The reservoir surveillance program in the Takula field routinely acquires data at the flow-unit scale. These data include openhole log and wireline pressure data from newly drilled wells and casedhole log and production log (PLT) data from producing/injecting wells. Because of the time-lapse nature of cased-hole log and PLT data, they represent dynamic reservoir data at the flow-unit scale. To achieve the objectives of the modeling effort and optimize production on a flow-unit basis, these dynamic data must be incorporated into the simulation model at the appropriate scale. When these data are incorporated into a simulation model, it is typically done during the history match. There are, however, instances when these data are incorporated during other phases of the study. The objective of this paper, therefore, is to discuss the methods used to integrate the dynamic reservoir data acquired at the flow-unit scale into the Upper Vermelha reservoir simulation model.
The geology of the Takula field is described in detail in Ref. 2. The aspects of the reservoir geology that are pertinent to this paper are elaborated in this section.
The Takula field consists of seven stacked reservoirs. The principal oil-bearing horizon is the Upper Vermelha reservoir. This reservoir contains an undersaturated, 33°API crude oil.
For reservoir management purposes, 36 marker surfaces have been identified in the reservoir. Flow units were then identified as reservoir units separated by areally pervasive vertical flow barriers (nonreservoir rock). This resulted in the identification of 20 flow units. The thickness of these flow units ranges from 5 to 15 ft.
The reservoir structure is a faulted anticline that is interpreted to be the result of regional salt tectonics. Closure to the reservoir is provided by faults on the southwestern and northern flanks of the structure and by an oil/water contact (OWC) on the eastern, western, and southern flanks of the structure. A structure map of the reservoir is presented in Fig. 1.
Data Acquisition in the Takula Field
Openhole Log Program.
Most original development wells were logged with a basic log suite of resistivity/gamma ray and density/ neutron logs. In addition, the vertical wells drilled from each well jacket were logged with a sonic log and, occasionally, velocity surveys.
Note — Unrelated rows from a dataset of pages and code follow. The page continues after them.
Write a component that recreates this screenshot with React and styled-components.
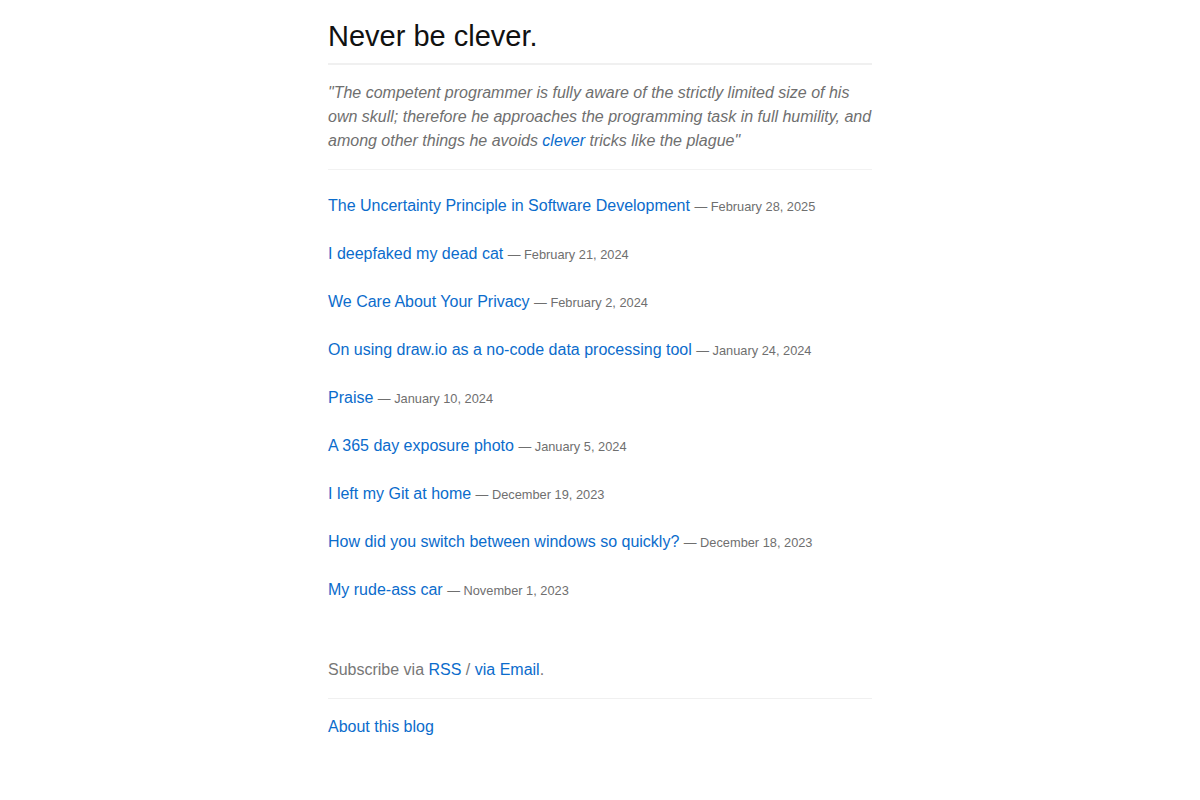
import React from "react";
import styled, { createGlobalStyle } from "styled-components";

const GlobalStyle = createGlobalStyle`
  body {
    margin: 0;
    background: #ffffff;
    font-family: "Liberation Sans", Arial, sans-serif;
    font-size: 16px;
    color: #111;
  }
  a {
    color: #0b6ccc;
    text-decoration: none;
  }
`;

const Pagina = styled.div`
  width: 544px;
  margin: 0 auto;
  padding-top: 17px;
`;

const Cabecalho = styled.header`
  border-bottom: 2px solid #f0f0f0;
  padding-bottom: 8px;
`;

const Titulo = styled.h1`
  margin: 0;
  font-size: 29px;
  font-weight: normal;
  line-height: 38px;
  color: #111;
`;

const Citacao = styled.p`
  margin: 0;
  padding: 16px 0 16px;
  font-style: italic;
  line-height: 24px;
  color: #6f6f6f;
  border-bottom: 1px solid #f2f2f2;
`;

const ListaPosts = styled.ul`
  list-style: none;
  margin: 0;
  padding: 24px 0 0;
`;

const ItemPost = styled.li`
  height: 24px;
  line-height: 24px;
  margin-bottom: 24px;
`;

const Data = styled.span`
  font-size: 12.8px;
  line-height: 1;
  color: #6f6f6f;
`;

const Rodape = styled.footer`
  margin-top: 56px;
`;

const Assinar = styled.p`
  margin: 0;
  line-height: 24px;
  padding-bottom: 16px;
  color: #777;
  border-bottom: 1px solid #f0f0f0;
`;

const Sobre = styled.p`
  margin: 0;
  padding-top: 16px;
  line-height: 24px;
`;

const posts = [
  { titulo: "The Uncertainty Principle in Software Development", data: "February 28, 2025" },
  { titulo: "I deepfaked my dead cat", data: "February 21, 2024" },
  { titulo: "We Care About Your Privacy", data: "February 2, 2024" },
  { titulo: "On using draw.io as a no-code data processing tool", data: "January 24, 2024" },
  { titulo: "Praise", data: "January 10, 2024" },
  { titulo: "A 365 day exposure photo", data: "January 5, 2024" },
  { titulo: "I left my Git at home", data: "December 19, 2023" },
  { titulo: "How did you switch between windows so quickly?", data: "December 18, 2023" },
  { titulo: "My rude-ass car", data: "November 1, 2023" },
];

export default function App() {
  return (
    <>
      <GlobalStyle />
      <Pagina>
        <Cabecalho>
          <Titulo>Never be clever.</Titulo>
        </Cabecalho>
        <Citacao>
          "The competent programmer is fully aware of the strictly limited size of his own
          skull; therefore he approaches the programming task in full humility, and among
          other things he avoids <a href="#">clever</a> tricks like the plague"
        </Citacao>
        <ListaPosts>
          {posts.map((post) => (
            <ItemPost key={post.titulo}>
              <a href="#">{post.titulo}</a> <Data>— {post.data}</Data>
            </ItemPost>
          ))}
        </ListaPosts>
        <Rodape>
          <Assinar>
            Subscribe via <a href="#">RSS</a> / <a href="#">via Email</a>.
          </Assinar>
          <Sobre>
            <a href="#">About this blog</a>
          </Sobre>
        </Rodape>
      </Pagina>
    </>
  );
}
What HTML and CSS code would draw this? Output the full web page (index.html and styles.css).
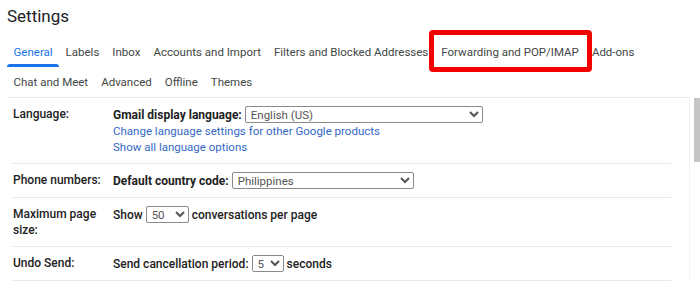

All wells drilled after 1993 were logged with long spacing sonic and spectral gamma ray logs. In many wells drilled after December 1997, carbon/oxygen (C/O) logs have been run in open hole to distinguish between formation and injected water.3
A few recent wells have been logged with nuclear magnetic resonance (NMR) logs. The NMR log data, when integrated with data from other logs, have been of value in distinguishing free water from bound water, formation water from injection water, and reservoir rock from nonreservoir rock.